* SOURCE MATERIAL *
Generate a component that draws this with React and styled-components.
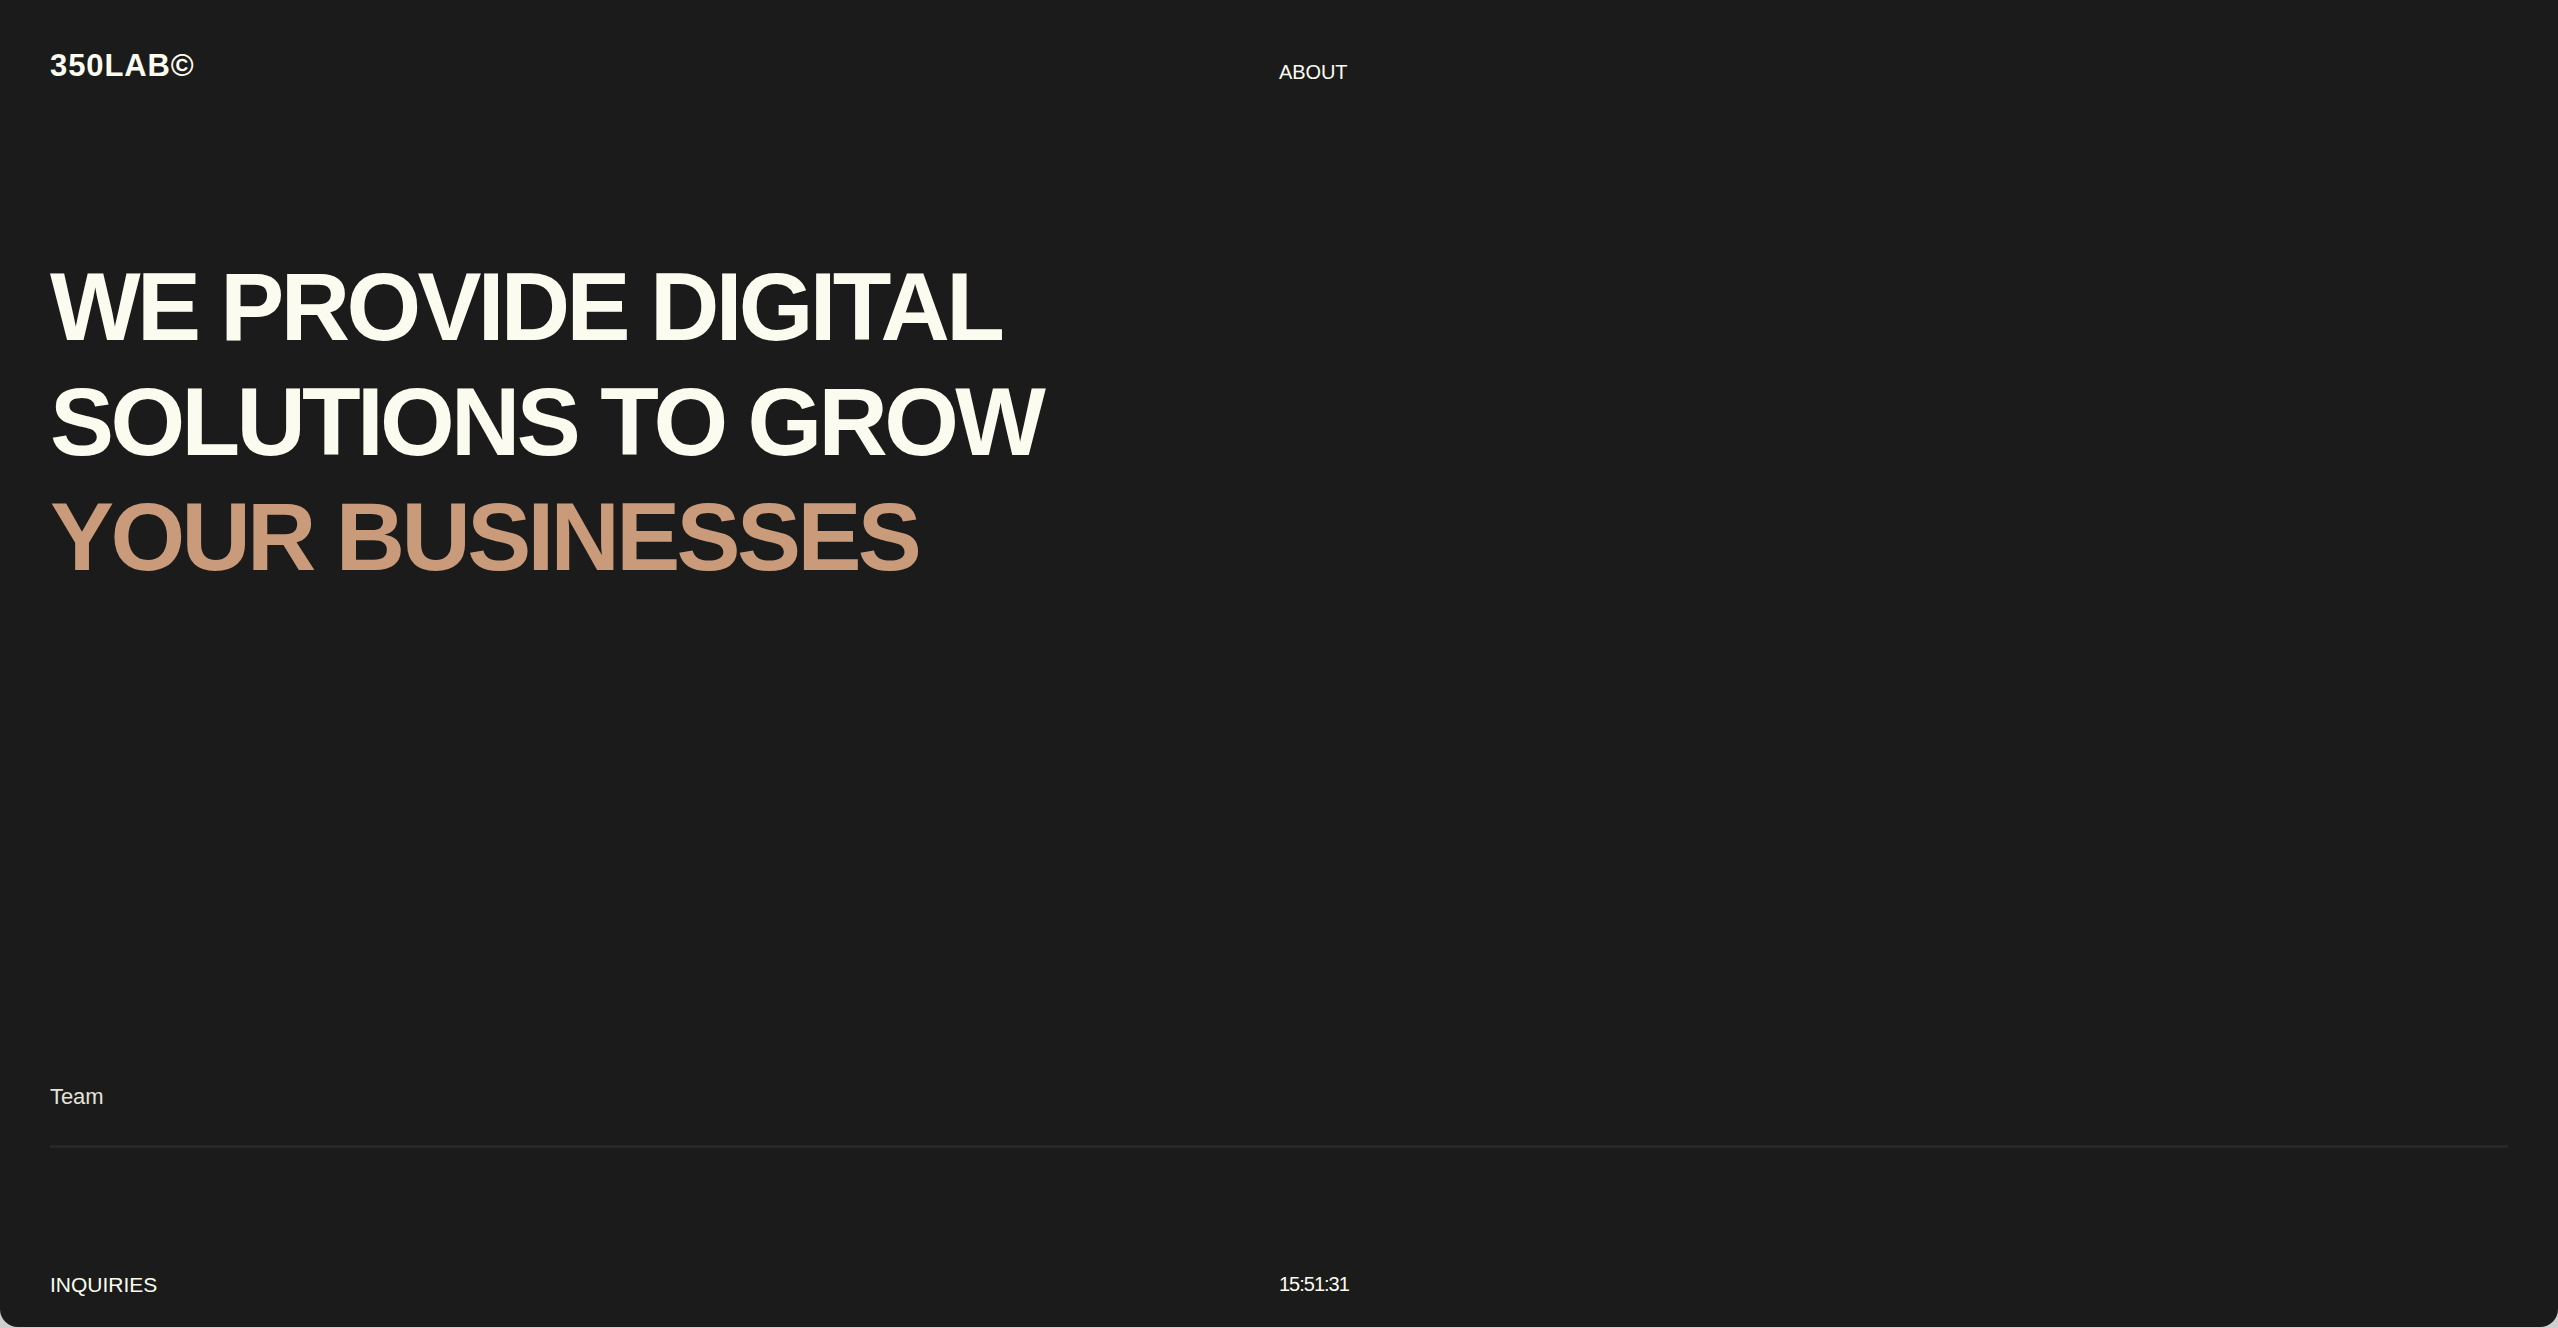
import React from "react";
import styled, { createGlobalStyle } from "styled-components";

const GlobalStyle = createGlobalStyle`
  html, body {
    margin: 0;
    padding: 0;
    background: #cfcfcf;
  }
  body {
    font-family: "Liberation Sans", Arial, sans-serif;
    -webkit-font-smoothing: antialiased;
  }
  * { box-sizing: border-box; }
`;

const Panel = styled.div`
  height: 1327px;
  background: #1b1b1b;
  color: #fcfbef;
  border-radius: 0 0 18px 18px;
  padding: 0 50px 30px;
  display: flex;
  flex-direction: column;
  overflow: hidden;
`;

const Header = styled.header`
  display: grid;
  grid-template-columns: 1fr 1fr;
  padding-top: 48px;
`;

const Logo = styled.div`
  font-size: 31px;
  line-height: 36px;
  font-weight: 700;
  letter-spacing: 0.9px;
`;

const NavLink = styled.a`
  justify-self: start;
  padding-top: 6px;
  font-size: 20px;
  line-height: 36px;
  color: #fcfbef;
  text-decoration: none;
  letter-spacing: -0.1px;
`;

const Hero = styled.main`
  flex: 1;
  padding-top: 159px;
`;

const Headline = styled.h1`
  margin: 0;
  font-size: 96px;
  line-height: 1.2;
  font-weight: 700;
  letter-spacing: -0.038em;
  text-transform: uppercase;
`;

const Line = styled.span`
  display: block;
  white-space: nowrap;
  color: ${(p) => (p.$accent ? "#c99b7b" : "#fcfbef")};
`;

const TeamRow = styled.div`
  padding-bottom: 34px;
  border-bottom: 3px solid #272727;
  font-size: 22px;
  line-height: 1.2;
  color: #e4e3d9;
  letter-spacing: -0.1px;
`;

const Footer = styled.footer`
  display: grid;
  grid-template-columns: 1fr 1fr;
  margin-top: 124px;
  font-size: 21px;
  line-height: 1.2;
`;

const FooterLink = styled.a`
  justify-self: start;
  color: #fcfbef;
  text-decoration: none;
`;

const Clock = styled.span`
  justify-self: start;
  font-size: 20px;
  letter-spacing: -1px;
`;

export default function App() {
  return (
    <>
      <GlobalStyle />
      <Panel>
        <Header>
          <Logo>350LAB©</Logo>
          <NavLink href="#about">ABOUT</NavLink>
        </Header>
        <Hero>
          <Headline>
            <Line>We provide digital</Line>
            <Line>solutions to grow</Line>
            <Line $accent>your businesses</Line>
          </Headline>
        </Hero>
        <TeamRow>Team</TeamRow>
        <Footer>
          <FooterLink href="#inquiries">INQUIRIES</FooterLink>
          <Clock>15:51:31</Clock>
        </Footer>
      </Panel>
    </>
  );
}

* OBJECTIVE *
Leave out the pictures and give the listing above again exactly.

* SOLUTION TO THIS EXERCISE *
Generate a component that draws this with React and styled-components.
import React from "react";
import styled, { createGlobalStyle } from "styled-components";

const GlobalStyle = createGlobalStyle`
  html, body {
    margin: 0;
    padding: 0;
    background: #cfcfcf;
  }
  body {
    font-family: "Liberation Sans", Arial, sans-serif;
    -webkit-font-smoothing: antialiased;
  }
  * { box-sizing: border-box; }
`;

const Panel = styled.div`
  height: 1327px;
  background: #1b1b1b;
  color: #fcfbef;
  border-radius: 0 0 18px 18px;
  padding: 0 50px 30px;
  display: flex;
  flex-direction: column;
  overflow: hidden;
`;

const Header = styled.header`
  display: grid;
  grid-template-columns: 1fr 1fr;
  padding-top: 48px;
`;

const Logo = styled.div`
  font-size: 31px;
  line-height: 36px;
  font-weight: 700;
  letter-spacing: 0.9px;
`;

const NavLink = styled.a`
  justify-self: start;
  padding-top: 6px;
  font-size: 20px;
  line-height: 36px;
  color: #fcfbef;
  text-decoration: none;
  letter-spacing: -0.1px;
`;

const Hero = styled.main`
  flex: 1;
  padding-top: 159px;
`;

const Headline = styled.h1`
  margin: 0;
  font-size: 96px;
  line-height: 1.2;
  font-weight: 700;
  letter-spacing: -0.038em;
  text-transform: uppercase;
`;

const Line = styled.span`
  display: block;
  white-space: nowrap;
  color: ${(p) => (p.$accent ? "#c99b7b" : "#fcfbef")};
`;

const TeamRow = styled.div`
  padding-bottom: 34px;
  border-bottom: 3px solid #272727;
  font-size: 22px;
  line-height: 1.2;
  color: #e4e3d9;
  letter-spacing: -0.1px;
`;

const Footer = styled.footer`
  display: grid;
  grid-template-columns: 1fr 1fr;
  margin-top: 124px;
  font-size: 21px;
  line-height: 1.2;
`;

const FooterLink = styled.a`
  justify-self: start;
  color: #fcfbef;
  text-decoration: none;
`;

const Clock = styled.span`
  justify-self: start;
  font-size: 20px;
  letter-spacing: -1px;
`;

export default function App() {
  return (
    <>
      <GlobalStyle />
      <Panel>
        <Header>
          <Logo>350LAB©</Logo>
          <NavLink href="#about">ABOUT</NavLink>
        </Header>
        <Hero>
          <Headline>
            <Line>We provide digital</Line>
            <Line>solutions to grow</Line>
            <Line $accent>your businesses</Line>
          </Headline>
        </Hero>
        <TeamRow>Team</TeamRow>
        <Footer>
          <FooterLink href="#inquiries">INQUIRIES</FooterLink>
          <Clock>15:51:31</Clock>
        </Footer>
      </Panel>
    </>
  );
}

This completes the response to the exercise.